Savage 110BA Initial Impressions and First 100 Rounds

| October 10, 2012 | 12 Comments

The Gun:

Savage 110BA, .300 Winchester Magnum

My usual MO is to do initial impression/first 1000 rounds reports, but since putting 1000 rounds through this rifle would both cost as much as the gun itself and be approaching the end of the barrel’s life, I’m posting this one a little early.

I had been lusting for a long-range precision gun for quite some time. I wanted something that was flat shooting and could reach past 1000 yards and for quite some time I waffled about .260 Remington vs. .300 Win Mag, or buying and building up a friend’s neglected .300 Win Mag 700, then I saw one of these at the local gun shop. It had everything I was looking for – borderline excessive weight, a good brake, aluminum chassis system, pistol grip, detachable mag, adjustable stock, a top rail, and easy mounting for bipod/monopod, all at very reasonable price relative to other rifles in its class and a fair bit less expensive than my hypothetical 700 build.

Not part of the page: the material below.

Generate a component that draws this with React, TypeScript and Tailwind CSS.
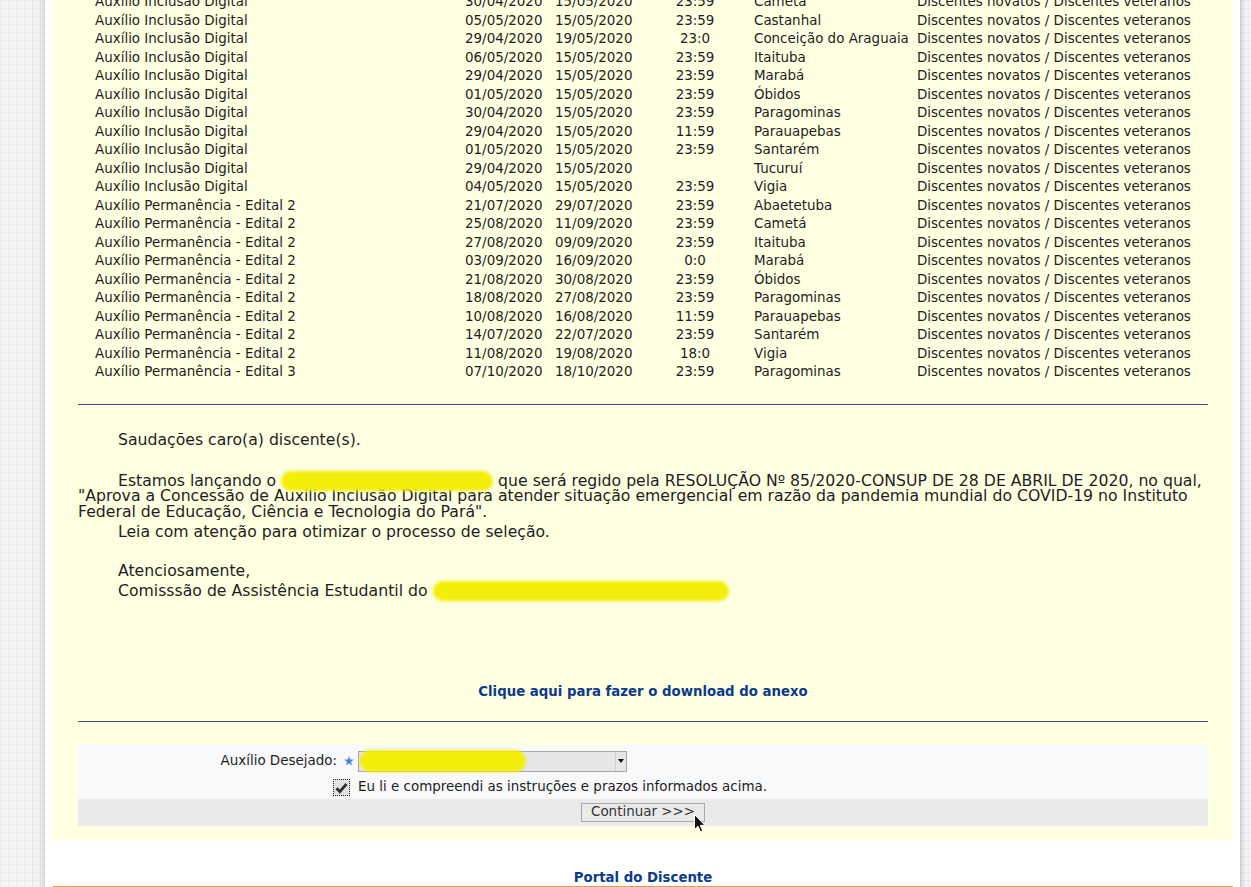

The shop owner was kind enough to let me shoot his display model, and it quickly put to rest my last remaining doubt – that .300 Win Mag would be too much recoil for an inexperienced rifle shooter to learn on. Between the weight and the brake, recoil was startlingly light, not too dissimilar to my braked semi-auto .308. I bit the bullet and picked one up. In January. I once again fell into the morass of infinite waiting that comes with ordering full custom (the scope) so I wasn’t able to get it all put together and in shooting condition until recently, around 8 months later. But that’s a story for another time.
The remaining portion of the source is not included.